The summer water temperature map from Mangerud and Svendsen (below) not only illustrates why western Svalbard is subject to periods of no to low sea ice in winter but why Franz Josef Land to the east (surrounded by near-zero temps (in blue), even in summer) is the perfect refugium for polar bears during low-ice years (Aars 2015; Aars et al. 2017; Andersen and Aars 2016; Barr 1985; Chernova et al. 2014; Descamps et al. 2017; Fauchald et al. 2014), see previous post here.
Franz Josef Land provides the most stable sea ice habitat for Barents Sea polar bears because it is largely beyond the influence of warm water influxes from the North Atlantic.
The schematic below from Mangerud and Svendsen shows the warm water incursions from the Atlantic flowing past the west coast of Svalbard at about 11 thousand years ago, when the Laurentide Ice Sheet still covered the eastern half of Canada and the northern US, excluding fish, seals and polar bears from most of Canadian Arctic and Hudson Bay.
Here is the abstract from Mangerud, J., and Svendsen (2018) [my bold, link added]:
“Shallow marine mollusks that are today extinct close to Svalbard, because of the cold climate, are found in deposits there dating to the early Holocene.

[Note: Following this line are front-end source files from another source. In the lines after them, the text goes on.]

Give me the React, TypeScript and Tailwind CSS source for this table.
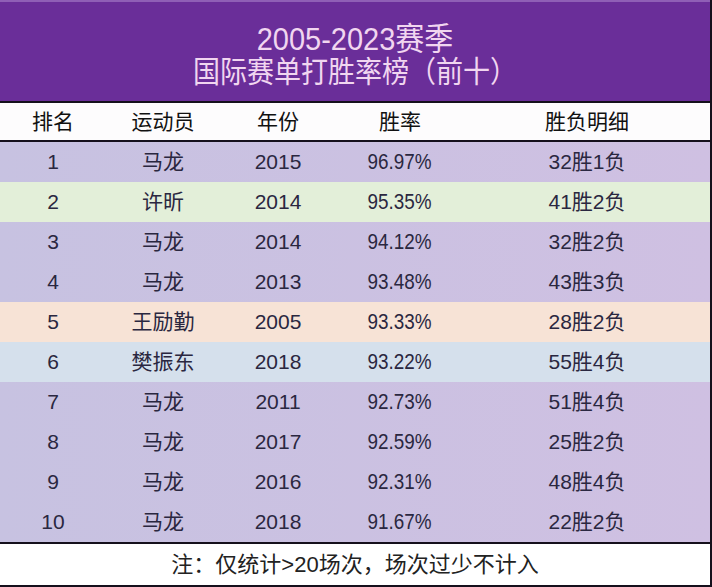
const lav = "bg-gradient-to-r from-[#c7c2e1] to-[#cfc0e2]";

const rows = [
  { rank: "1", name: "马龙", year: "2015", rate: "96.97%", detail: "32胜1负", bg: lav },
  { rank: "2", name: "许昕", year: "2014", rate: "95.35%", detail: "41胜2负", bg: "bg-[#e3efd9]" },
  { rank: "3", name: "马龙", year: "2014", rate: "94.12%", detail: "32胜2负", bg: lav },
  { rank: "4", name: "马龙", year: "2013", rate: "93.48%", detail: "43胜3负", bg: lav },
  { rank: "5", name: "王励勤", year: "2005", rate: "93.33%", detail: "28胜2负", bg: "bg-[#f7e3d6]" },
  { rank: "6", name: "樊振东", year: "2018", rate: "93.22%", detail: "55胜4负", bg: "bg-[#d5e0ec]" },
  { rank: "7", name: "马龙", year: "2011", rate: "92.73%", detail: "51胜4负", bg: lav },
  { rank: "8", name: "马龙", year: "2017", rate: "92.59%", detail: "25胜2负", bg: lav },
  { rank: "9", name: "马龙", year: "2016", rate: "92.31%", detail: "48胜4负", bg: lav },
  { rank: "10", name: "马龙", year: "2018", rate: "91.67%", detail: "22胜2负", bg: lav },
];

const cols = "grid grid-cols-[106px_114px_116px_128px_1fr]";

export default function App() {
  return (
    <div className="w-[712px] h-[587px] bg-white font-['Liberation_Sans','Noto_Sans_CJK_SC',sans-serif] border-r-2 border-b-2 border-[#15101c] overflow-hidden">
      {/* title */}
      <div className="h-[101px] bg-[#6a2e99] flex flex-col items-center pt-[21px] text-[#f1d6f0] border-t-2 border-[#8f5fb6]">
        <div className="text-[29px] leading-[33px] scale-y-110">2005-2023赛季</div>
        <div className="text-[27px] leading-[33px] scale-y-110">国际赛单打胜率榜（前十）</div>
      </div>

      {/* header */}
      <div className={`${cols} h-[41px] items-center border-y-2 border-[#15101c] text-[21px] text-[#111] bg-[#fdfcfd]`}>
        <div className="text-center">排名</div>
        <div className="text-center">运动员</div>
        <div className="text-center">年份</div>
        <div className="text-center">胜率</div>
        <div className="text-center">胜负明细</div>
      </div>

      {/* rows */}
      <div>
        {rows.map((r) => (
          <div key={r.rank} className={`${cols} h-[40px] items-center text-[21px] text-[#2a2740] ${r.bg}`}>
            <div className="text-center">{r.rank}</div>
            <div className="text-center">{r.name}</div>
            <div className="text-center">{r.year}</div>
            <div className="text-center"><span className="inline-block scale-x-90 scale-y-105">{r.rate}</span></div>
            <div className="text-center">{r.detail}</div>
          </div>
        ))}
      </div>

      {/* note */}
      <div className="h-[42px] border-t-2 border-[#15101c] flex items-center justify-center text-[22px] text-[#222]">
        注：仅统计&gt;20场次，场次过少不计入
      </div>
    </div>
  );
}
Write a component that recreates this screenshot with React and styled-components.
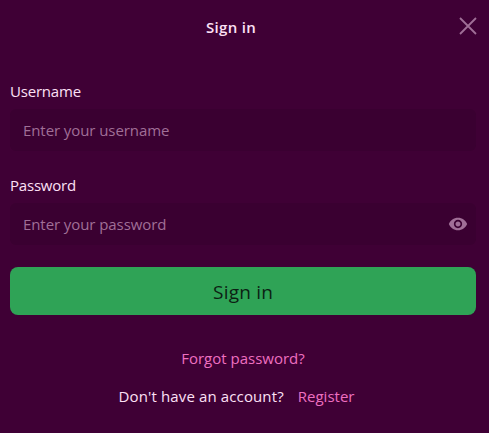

The most warmth-demanding species found, Zirfaea crispata, currently has a northern limit 1,000 km farther south, indicating that August temperatures on Svalbard were 6°C warmer at around 10.2–9.2 cal. ka BP (thousand calendar years before present), when this species lived there.
The blue mussel, Mytilus edulis, returned to Svalbard in 2004 following recent warming, and after almost 4000 years of absence, excluding a short re-appearance during the Medieval Warm Period 900 years ago.
Mytilus first arrived in Svalbard at 11 cal. ka BP, indicating that the climate was then at least as warm as present. This first warm period lasted from 11 to 9 cal. ka BP and was followed by a period of lower temperatures 9–8.2 cal. ka BP.
After 8.2 cal. ka, the climate around Svalbard warmed again, and although it did not reach the same peak in temperatures as prior to 9 ka, it was nevertheless some 4°C warmer than present between 8.2 and 6 cal. ka BP.
Thereafter, a gradual cooling brought temperatures to the present level at about 4.5 cal. ka BP. The warm early-Holocene climate around Svalbard was driven primarily by higher insolation and a greater influx of warm Atlantic Water, but feedback processes further influenced the regional climate.”
Survival of Barents Sea polar bears during low-ice years does not require emigration to another sea ice ecoregion or even another subpopulation area.
The eastern Barents Sea (located in Russian territory), as defined by the Polar Bear Specialist Group (see map below), provides ample habitat for polar bears to thrive despite extended fluctuations in seasonal sea ice cover in the western portion.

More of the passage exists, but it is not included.